Yep a goodly amount of truth in that, the one plaus Neop has over TW is the wider range of experience, esp v the Boks. There was a presser with Codie Taylor and TW the other day and Codie asked him whether he'd played any teams from SA. The anser was 'no', and that is the only bit that would concern me. Nepo knows what to expect!

U
Utiku Old Boy 693 days ago

Right! Oops.

U
Utiku Old Boy 693 days ago

The gamble (IMO) is continuing to choose Laulala (and Tu'ungafasi) and hoping for a different result.
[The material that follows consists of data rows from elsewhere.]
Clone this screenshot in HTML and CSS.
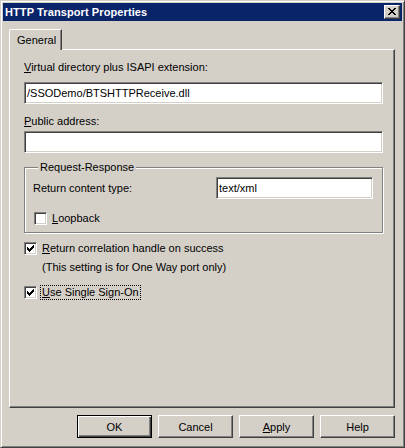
FILE: index.html
```html
<!DOCTYPE html>
<html>
<head>
<meta charset="utf-8">
<link rel="stylesheet" href="styles.css">
</head>
<body>
<div class="window">
  <div class="titlebar">
    <span class="title">HTTP Transport Properties</span>
    <span class="close"><svg width="8" height="7" viewBox="0 0 8 7"><path d="M0 0h2v1h-2zM6 0h2v1h-2zM1 1h2v1h-2zM5 1h2v1h-2zM2 2h4v1h-4zM3 3h2v1h-2zM2 4h4v1h-4zM1 5h2v1h-2zM5 5h2v1h-2zM0 6h2v1h-2zM6 6h2v1h-2z" fill="#000"/></svg></span>
  </div>
  <div class="client">
    <div class="tabs"><div class="tab">General</div></div>
    <div class="panel">
      <div class="label"><u>V</u>irtual directory plus ISAPI extension:</div>
      <div class="textbox">/SSODemo/BTSHTTPReceive.dll</div>
      <div class="label label2"><u>P</u>ublic address:</div>
      <div class="textbox tb2"></div>
      <fieldset class="group">
        <legend>Request-Response</legend>
        <div class="grow">
          <span class="glabel">Return content type:</span>
          <div class="textbox small">text/xml</div>
        </div>
        <div class="check loop"><span class="box"></span><span class="ctext"><u>L</u>oopback</span></div>
      </fieldset>
      <div class="check corr"><span class="box checked"><svg width="7" height="7" viewBox="0 0 7 7"><path d="M0 2h1v1h1v1h1v-1h1v-1h1v-1h1v-1h1v3h-1v1h-1v1h-1v1h-1v1h-1v-1h-1v-1h-1z" fill="#000"/></svg></span><span class="ctext"><u>R</u>eturn correlation handle on success</span></div>
      <div class="note">(This setting is for One Way port only)</div>
      <div class="check sso"><span class="box checked"><svg width="7" height="7" viewBox="0 0 7 7"><path d="M0 2h1v1h1v1h1v-1h1v-1h1v-1h1v-1h1v3h-1v1h-1v1h-1v1h-1v1h-1v-1h-1v-1h-1z" fill="#000"/></svg></span><span class="ctext focus"><u>U</u>se Single Sign-On</span></div>
    </div>
    <div class="buttons">
      <div class="btn default">OK</div>
      <div class="btn">Cancel</div>
      <div class="btn"><u>A</u>pply</div>
      <div class="btn">Help</div>
    </div>
  </div>
</div>
</body>
</html>
```

FILE: styles.css
```css
* { box-sizing: border-box; }
html, body { margin: 0; padding: 0; background: #d4d0c8; }
body {
  font-family: "Liberation Sans", Arial, sans-serif;
  font-size: 11px;
  color: #000;
}
.window {
  width: 405px;
  height: 448px;
  border: 1px solid;
  border-color: #d4d0c8 #404040 #404040 #d4d0c8;
  box-shadow: inset 1px 1px #fff, inset -1px -1px #808080;
  padding: 2px;
  display: flex;
  flex-direction: column;
  background: #d4d0c8;
}
.titlebar {
  height: 18px;
  background: #0a246a;
  display: flex;
  align-items: center;
  justify-content: space-between;
  padding: 0 2px 0 2px;
}
.title {
  color: #fff;
  font-weight: bold;
  font-size: 11px;
  letter-spacing: 0.1px;
}
.close {
  width: 16px;
  height: 14px;
  background: #d4d0c8;
  border: 1px solid;
  border-color: #fff #404040 #404040 #fff;
  box-shadow: inset -1px -1px #808080;
  display: flex;
  align-items: center;
  justify-content: center;
  padding-bottom: 1px;
}
.client {
  padding: 8px 7px 0 6px;
  display: flex;
  flex-direction: column;
}
.tabs {
  display: flex;
  height: 20px;
  position: relative;
  z-index: 1;
}
.tab {
  width: 53px;
  height: 21px;
  background: #d4d0c8;
  border-left: 1px solid #fff;
  border-top: 1px solid #fff;
  border-right: 1px solid #404040;
  border-top-left-radius: 2px;
  box-shadow: inset -1px 0 #808080;
  padding: 4px 0 0 7px;
}
.panel {
  height: 359px;
  border: 1px solid;
  border-color: #fff #404040 #404040 #fff;
  box-shadow: inset -1px -1px #808080;
  padding: 11px 11px 0 14px;
  display: flex;
  flex-direction: column;
}
.label { line-height: 13px; }
.textbox {
  height: 22px;
  margin-top: 8px;
  background: #fff;
  border: 1px solid;
  border-color: #808080 #fff #fff #808080;
  box-shadow: inset 1px 1px #404040, inset -1px -1px #d4d0c8;
  padding: 4px 0 0 2px;
  line-height: 13px;
}
.label2 { margin-top: 11px; }
.textbox.tb2 { margin-top: 3px; }
.group {
  margin: 8px 0 0 0;
  padding: 0 9px 0 8px;
  height: 72px;
  border: 1px solid #808080;
  box-shadow: 1px 1px 0 #fff, inset 1px 1px 0 #fff;
  display: flex;
  flex-direction: column;
}
.group legend {
  padding: 0 2px;
  margin-left: 5px;
  line-height: 13px;
  background: #d4d0c8;
}
.grow {
  display: flex;
  align-items: center;
  justify-content: space-between;
  margin-top: 3px;
}
.textbox.small {
  width: 157px;
  margin-top: 0;
}
.check {
  display: flex;
  align-items: center;
}
.box {
  width: 13px;
  height: 13px;
  background: #fff;
  border: 1px solid;
  border-color: #808080 #fff #fff #808080;
  box-shadow: inset 1px 1px #404040, inset -1px -1px #d4d0c8;
  display: flex;
  align-items: center;
  justify-content: center;
  flex-shrink: 0;
}
.ctext {
  margin-left: 5px;
  line-height: 13px;
}
.loop { margin-top: 13px; margin-left: 1px; }
.corr { margin-top: 9px; }
.note { margin-top: 6px; margin-left: 18px; line-height: 13px; }
.sso { margin-top: 12px; }
.focus {
  outline: 1px dotted #000;
  outline-offset: 0;
  padding: 0 1px;
  margin-left: 4px;
}
.buttons {
  display: flex;
  justify-content: flex-end;
  gap: 6px;
  margin-top: 7px;
}
.btn {
  width: 75px;
  height: 23px;
  border: 1px solid;
  border-color: #fff #404040 #404040 #fff;
  box-shadow: inset -1px -1px #808080;
  display: flex;
  align-items: center;
  justify-content: center;
}
.btn.default {
  border: 1px solid #000;
  box-shadow: inset 1px 1px #fff, inset -1px -1px #404040, inset -2px -2px #808080;
}
```
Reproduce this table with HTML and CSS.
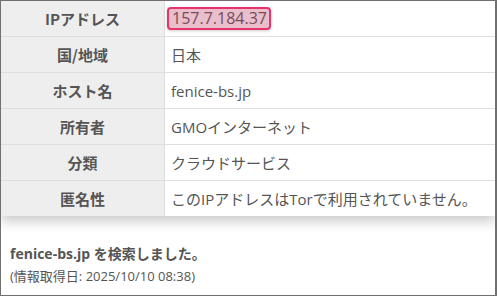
FILE: index.html
```html
<!DOCTYPE html>
<html lang="ja">
<head>
<meta charset="utf-8">
<title>IP</title>
<link rel="stylesheet" href="styles.css">
</head>
<body>
<div class="frame">
  <table class="info">
    <tr><th>IPアドレス</th><td><span class="ip">157.7.184.37</span></td></tr>
    <tr><th>国/地域</th><td>日本</td></tr>
    <tr><th>ホスト名</th><td>fenice-bs.jp</td></tr>
    <tr><th>所有者</th><td>GMOインターネット</td></tr>
    <tr><th>分類</th><td>クラウドサービス</td></tr>
    <tr><th>匿名性</th><td>このIPアドレスはTorで利用されていません。</td></tr>
  </table>
  <div class="result">
    <p class="searched">fenice-bs.jp を検索しました。</p>
    <p class="date">(情報取得日: 2025/10/10 08:38)</p>
  </div>
</div>
</body>
</html>
```
FILE: styles.css
```css
html, body {
  margin: 0;
  padding: 0;
  background: #fff;
}
body {
  font-family: "Open Sans", "Noto Sans CJK JP", sans-serif;
  color: #555;
}
.frame {
  box-sizing: border-box;
  width: 497px;
  height: 296px;
  border: 1px solid #707070;
  border-right-width: 2px;
  overflow: hidden;
}
.info {
  width: 100%;
  border-collapse: collapse;
  box-shadow: 0 5px 12px rgba(0, 0, 0, 0.22);
}
.info th,
.info td {
  height: 35px;
  padding: 0;
  border-bottom: 1px solid #dedede;
  font-size: 15px;
  line-height: 20px;
}
.info tr:last-child th,
.info tr:last-child td {
  border-bottom: none;
  height: 35px;
}
.info th {
  width: 163px;
  background: #eeeeee;
  border-right: 1px solid #dedede;
  font-weight: bold;
  text-align: center;
  color: #555;
  font-family: "Noto Sans CJK JP", sans-serif;
}
.info td {
  background: #fff;
  padding-left: 6px;
  text-align: left;
}
.ip {
  display: inline-block;
  margin-left: -4px;
  padding: 0 2px 0 3px;
  border: 2px solid #e8336b;
  border-radius: 4px;
  background: #e8bfcb;
  color: #7b4a5b;
  line-height: 19px;
  font-size: 16px;
  box-shadow: 0 1px 3px rgba(0, 0, 0, 0.2);
}
.result {
  padding: 27px 9px 0;
}
.result p {
  margin: 0;
}
.searched {
  font-size: 14px;
  font-weight: bold;
  line-height: 22px;
}
.date {
  font-size: 13px;
  line-height: 22px;
}
```
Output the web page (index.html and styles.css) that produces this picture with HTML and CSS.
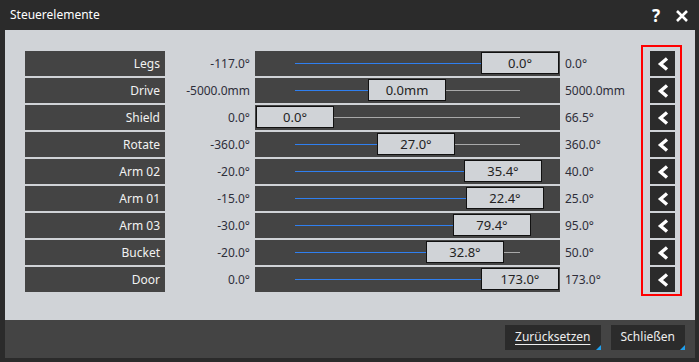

Laulala is pretty good in the scrum (still gets bested) and rather immobile around the park with nowhere near the ball skills of TW. I haven't seen TW get bullied yet and think he deserves his shot.

A
Another 693 days ago

It isn’t a gamble.

S
Sam T 694 days ago

"all that remains is picking the right bench back-up against the Springbok ‘bomb squad"


this aspect of selection has been Foster's biggest achilles heel.


Foster appears to be to be quite conservative with selections, he trusts incumbents to a fault even if their performances aren't as compelling to justify their pick.


There's an illustrative moment in the Amazon documentary about the All Blacks during the 2017 Lions series when Hansen asks Foster to consider switching Savea to the right and playing Rieko on the left. Foster was adamant it was a foolish idea to try so close to naming the team and Hansen said "just be open to it"


There were some confounding bench selections last year just when we felt he had finally stumbled on to the right players in key positions, particularly in the front row.


He persists with Laulala as an impact player when he is the opposite of the definition, not Nepo's fault, he'll give 100% to the coach and the jersey, but there are alternatives - just be open to it Fozzie.

N
NB 694 days ago

It looks to me from the B/R selection that Jase Ryan is getting the ppl he wants, and that will be doubly so in the front row.


Coaches are tending to go with stronger set-piece guys more off the bench so that prob keeps Nepo in the frame, having said that I would not be surprised if Owie Franks offered just as much value even now!